Abhishek Chaubey once again chooses the rural Indian texture and this time it is the backdrop of the lawless phase of the Chambal. The way this movie approaches the atmosphere is really gripping. The political climate and the caste system had a role in the whole Chambal history and Sudip Sharma blends it inside the story very effectively. The movie isn’t reduced to a socio-political drama. The bloodshed here is brutal and the film is certified A by the censors. The back and forth style of the screenplay manages to create a sense of intrigue in the viewers. The breathtaking cinematography by Anuj Rakesh Dhawan and the timely cuts by Meghana Sen contribute hugely to this drama. Vishal Bhardwaj has done the songs and the Sonchiriya song and its usage in the film was really powerful.
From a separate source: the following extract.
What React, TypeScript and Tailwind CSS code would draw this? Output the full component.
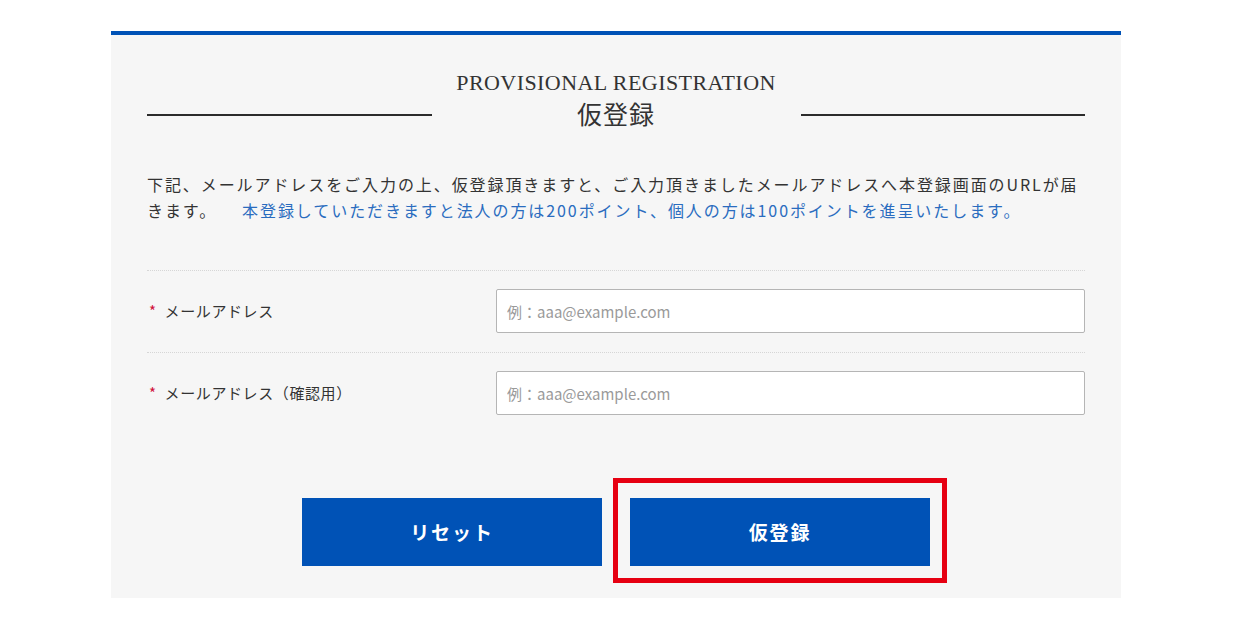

Sonchiriya is a brilliantly crafted movie. It is political, it is authentic and it is nuanced. We as viewers usually manage to predict the death of characters when they start to talk about their dreams. The making of Sonchiriya was so good that it managed to take away the predictability from such clichés which are there in the film.
Sonchiriya is a brilliantly crafted movie. It is political, it is authentic and it is nuanced.